Work out how many lines in the entries contain the string "this", and give nothing but that number.

Interface markup and scripts

------

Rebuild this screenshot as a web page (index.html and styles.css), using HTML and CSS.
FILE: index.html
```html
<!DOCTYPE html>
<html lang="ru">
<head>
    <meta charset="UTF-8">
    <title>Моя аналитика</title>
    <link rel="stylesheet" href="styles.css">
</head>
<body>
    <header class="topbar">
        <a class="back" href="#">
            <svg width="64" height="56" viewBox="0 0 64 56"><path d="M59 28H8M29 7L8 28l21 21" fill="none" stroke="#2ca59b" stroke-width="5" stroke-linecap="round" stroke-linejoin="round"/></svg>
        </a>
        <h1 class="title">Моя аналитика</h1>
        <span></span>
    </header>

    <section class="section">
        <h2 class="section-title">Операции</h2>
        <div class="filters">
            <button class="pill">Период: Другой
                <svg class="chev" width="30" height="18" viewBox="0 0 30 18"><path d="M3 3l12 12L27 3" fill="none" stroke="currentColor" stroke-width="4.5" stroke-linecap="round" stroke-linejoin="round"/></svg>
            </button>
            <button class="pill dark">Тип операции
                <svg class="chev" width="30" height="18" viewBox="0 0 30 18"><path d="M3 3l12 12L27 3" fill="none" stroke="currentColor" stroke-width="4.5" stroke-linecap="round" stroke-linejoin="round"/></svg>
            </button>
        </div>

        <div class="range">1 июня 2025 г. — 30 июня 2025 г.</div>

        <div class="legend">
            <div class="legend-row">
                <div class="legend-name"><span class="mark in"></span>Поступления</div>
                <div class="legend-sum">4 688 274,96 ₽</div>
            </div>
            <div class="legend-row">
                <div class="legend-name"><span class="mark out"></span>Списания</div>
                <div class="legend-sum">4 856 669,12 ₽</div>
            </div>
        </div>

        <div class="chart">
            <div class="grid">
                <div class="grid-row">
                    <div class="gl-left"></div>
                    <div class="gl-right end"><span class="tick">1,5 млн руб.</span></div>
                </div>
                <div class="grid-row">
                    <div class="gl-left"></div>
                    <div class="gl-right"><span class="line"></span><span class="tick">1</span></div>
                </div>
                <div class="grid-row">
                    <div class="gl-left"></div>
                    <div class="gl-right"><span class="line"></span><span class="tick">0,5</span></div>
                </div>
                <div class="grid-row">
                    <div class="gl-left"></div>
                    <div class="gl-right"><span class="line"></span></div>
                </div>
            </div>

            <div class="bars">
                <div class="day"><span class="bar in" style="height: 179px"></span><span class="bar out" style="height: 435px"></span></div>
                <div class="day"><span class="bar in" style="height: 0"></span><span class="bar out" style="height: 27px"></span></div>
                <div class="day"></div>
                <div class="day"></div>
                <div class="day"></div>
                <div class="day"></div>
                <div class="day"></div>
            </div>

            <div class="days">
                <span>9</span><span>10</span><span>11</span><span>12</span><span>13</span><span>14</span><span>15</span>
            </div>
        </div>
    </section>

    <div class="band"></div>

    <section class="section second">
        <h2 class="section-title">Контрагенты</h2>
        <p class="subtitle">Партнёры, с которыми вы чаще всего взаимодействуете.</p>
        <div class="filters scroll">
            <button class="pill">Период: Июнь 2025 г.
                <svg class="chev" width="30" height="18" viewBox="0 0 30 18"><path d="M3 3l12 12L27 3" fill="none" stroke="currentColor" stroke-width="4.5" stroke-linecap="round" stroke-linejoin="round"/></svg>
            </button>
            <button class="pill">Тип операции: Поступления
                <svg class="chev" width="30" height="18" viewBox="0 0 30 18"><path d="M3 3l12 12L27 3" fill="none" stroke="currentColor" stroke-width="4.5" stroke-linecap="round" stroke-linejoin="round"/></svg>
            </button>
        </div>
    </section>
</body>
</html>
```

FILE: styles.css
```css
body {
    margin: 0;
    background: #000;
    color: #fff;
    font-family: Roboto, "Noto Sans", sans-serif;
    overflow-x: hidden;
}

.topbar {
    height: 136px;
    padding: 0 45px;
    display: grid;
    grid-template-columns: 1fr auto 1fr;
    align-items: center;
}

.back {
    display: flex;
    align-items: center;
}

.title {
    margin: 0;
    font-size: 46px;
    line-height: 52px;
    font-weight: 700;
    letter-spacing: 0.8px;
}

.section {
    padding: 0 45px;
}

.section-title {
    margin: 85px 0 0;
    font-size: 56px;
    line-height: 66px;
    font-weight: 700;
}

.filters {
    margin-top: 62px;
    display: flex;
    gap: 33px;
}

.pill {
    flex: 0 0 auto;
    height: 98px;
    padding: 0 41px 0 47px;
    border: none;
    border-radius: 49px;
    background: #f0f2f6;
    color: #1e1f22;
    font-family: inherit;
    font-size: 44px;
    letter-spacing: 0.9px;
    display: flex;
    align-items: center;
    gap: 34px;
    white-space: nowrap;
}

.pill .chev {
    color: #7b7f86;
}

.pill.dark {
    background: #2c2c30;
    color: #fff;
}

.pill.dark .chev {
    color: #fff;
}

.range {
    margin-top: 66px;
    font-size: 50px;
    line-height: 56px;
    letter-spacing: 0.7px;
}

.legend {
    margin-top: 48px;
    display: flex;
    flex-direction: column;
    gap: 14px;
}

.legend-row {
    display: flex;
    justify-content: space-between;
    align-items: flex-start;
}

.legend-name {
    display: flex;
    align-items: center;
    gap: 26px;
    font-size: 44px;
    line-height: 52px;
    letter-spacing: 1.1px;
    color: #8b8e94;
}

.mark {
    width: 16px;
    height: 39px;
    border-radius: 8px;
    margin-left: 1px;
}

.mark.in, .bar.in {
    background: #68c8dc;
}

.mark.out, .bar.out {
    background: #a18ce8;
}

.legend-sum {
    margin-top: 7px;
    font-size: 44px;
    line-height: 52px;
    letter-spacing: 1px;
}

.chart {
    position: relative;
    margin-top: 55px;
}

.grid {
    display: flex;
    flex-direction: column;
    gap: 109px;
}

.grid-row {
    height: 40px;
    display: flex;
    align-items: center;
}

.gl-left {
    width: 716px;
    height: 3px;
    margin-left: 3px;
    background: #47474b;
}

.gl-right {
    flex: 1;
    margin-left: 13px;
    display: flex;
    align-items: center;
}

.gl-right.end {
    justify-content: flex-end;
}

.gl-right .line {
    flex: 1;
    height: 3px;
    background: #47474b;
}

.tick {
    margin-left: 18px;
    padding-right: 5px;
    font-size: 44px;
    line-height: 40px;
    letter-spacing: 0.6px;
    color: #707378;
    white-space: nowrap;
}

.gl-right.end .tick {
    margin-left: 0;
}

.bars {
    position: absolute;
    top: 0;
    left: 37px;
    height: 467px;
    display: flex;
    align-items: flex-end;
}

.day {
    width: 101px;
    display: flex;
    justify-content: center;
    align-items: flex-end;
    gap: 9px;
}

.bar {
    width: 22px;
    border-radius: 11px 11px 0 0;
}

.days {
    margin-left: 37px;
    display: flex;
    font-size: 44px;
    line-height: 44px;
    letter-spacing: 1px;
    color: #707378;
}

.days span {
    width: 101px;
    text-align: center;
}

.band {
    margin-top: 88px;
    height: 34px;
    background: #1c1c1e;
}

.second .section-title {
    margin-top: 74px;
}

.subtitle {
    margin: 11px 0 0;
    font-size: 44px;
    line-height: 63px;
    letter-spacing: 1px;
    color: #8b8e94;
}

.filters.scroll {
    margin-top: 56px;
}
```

------

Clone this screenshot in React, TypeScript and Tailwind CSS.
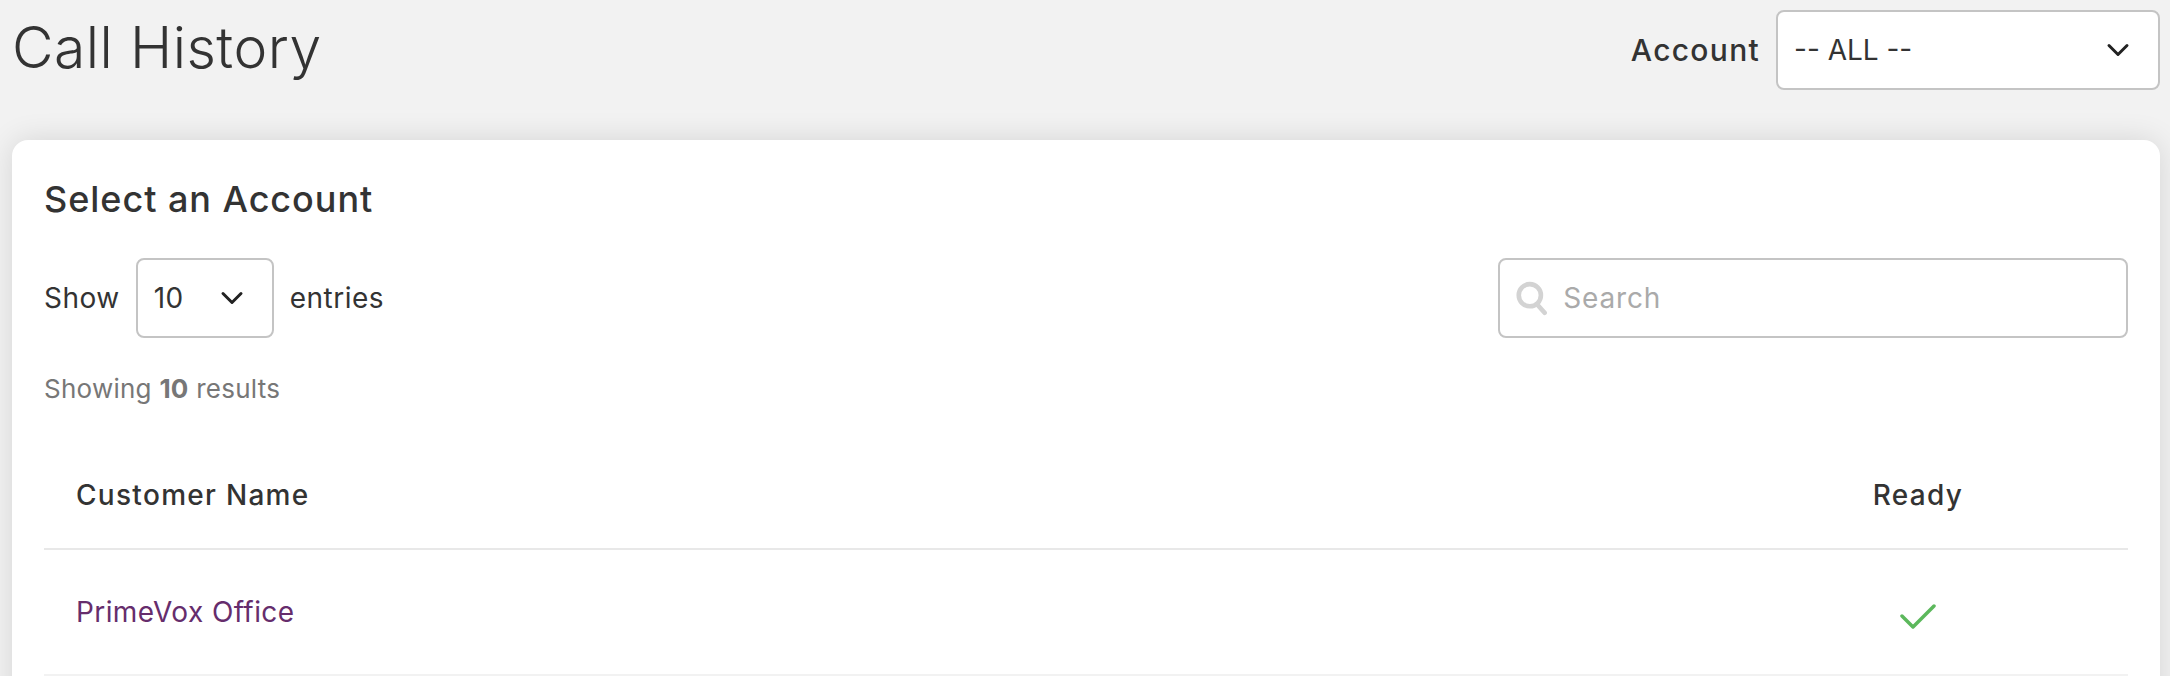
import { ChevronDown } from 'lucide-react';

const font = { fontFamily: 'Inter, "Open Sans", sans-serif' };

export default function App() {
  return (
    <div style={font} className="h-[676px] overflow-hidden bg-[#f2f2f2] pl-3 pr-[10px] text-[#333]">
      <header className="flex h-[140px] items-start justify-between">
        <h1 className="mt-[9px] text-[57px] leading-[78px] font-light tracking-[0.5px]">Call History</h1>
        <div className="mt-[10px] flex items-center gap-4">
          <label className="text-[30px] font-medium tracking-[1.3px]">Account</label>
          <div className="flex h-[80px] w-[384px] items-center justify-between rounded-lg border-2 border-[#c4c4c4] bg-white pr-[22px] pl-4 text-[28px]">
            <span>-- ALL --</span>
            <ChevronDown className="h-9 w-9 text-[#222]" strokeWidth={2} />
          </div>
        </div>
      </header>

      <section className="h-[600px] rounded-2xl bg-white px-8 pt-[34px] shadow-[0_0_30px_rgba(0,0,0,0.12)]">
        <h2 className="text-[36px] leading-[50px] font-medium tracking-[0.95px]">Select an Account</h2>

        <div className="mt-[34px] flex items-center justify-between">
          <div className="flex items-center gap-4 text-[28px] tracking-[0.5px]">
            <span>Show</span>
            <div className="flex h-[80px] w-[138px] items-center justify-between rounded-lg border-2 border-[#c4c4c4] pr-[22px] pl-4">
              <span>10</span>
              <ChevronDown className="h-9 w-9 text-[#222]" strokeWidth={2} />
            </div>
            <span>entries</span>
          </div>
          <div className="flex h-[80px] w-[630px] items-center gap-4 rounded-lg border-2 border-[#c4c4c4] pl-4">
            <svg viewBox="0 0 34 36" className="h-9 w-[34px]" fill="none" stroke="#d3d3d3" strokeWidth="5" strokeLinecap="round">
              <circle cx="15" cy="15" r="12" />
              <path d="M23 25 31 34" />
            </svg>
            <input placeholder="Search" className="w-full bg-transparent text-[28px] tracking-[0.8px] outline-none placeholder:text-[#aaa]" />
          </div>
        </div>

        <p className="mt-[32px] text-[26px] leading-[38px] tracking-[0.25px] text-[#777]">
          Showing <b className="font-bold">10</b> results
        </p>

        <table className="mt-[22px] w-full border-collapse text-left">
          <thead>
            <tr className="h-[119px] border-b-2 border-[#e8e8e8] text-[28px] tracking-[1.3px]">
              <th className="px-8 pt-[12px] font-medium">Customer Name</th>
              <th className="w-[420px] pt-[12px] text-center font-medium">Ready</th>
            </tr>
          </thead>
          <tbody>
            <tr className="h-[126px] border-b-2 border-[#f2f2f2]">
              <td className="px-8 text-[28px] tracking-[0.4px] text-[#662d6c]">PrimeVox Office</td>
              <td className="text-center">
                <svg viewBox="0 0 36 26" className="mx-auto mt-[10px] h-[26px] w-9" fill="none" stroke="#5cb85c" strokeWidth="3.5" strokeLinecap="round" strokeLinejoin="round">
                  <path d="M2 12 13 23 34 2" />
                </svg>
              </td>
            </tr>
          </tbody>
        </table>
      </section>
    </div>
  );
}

------

THE RESULT: 2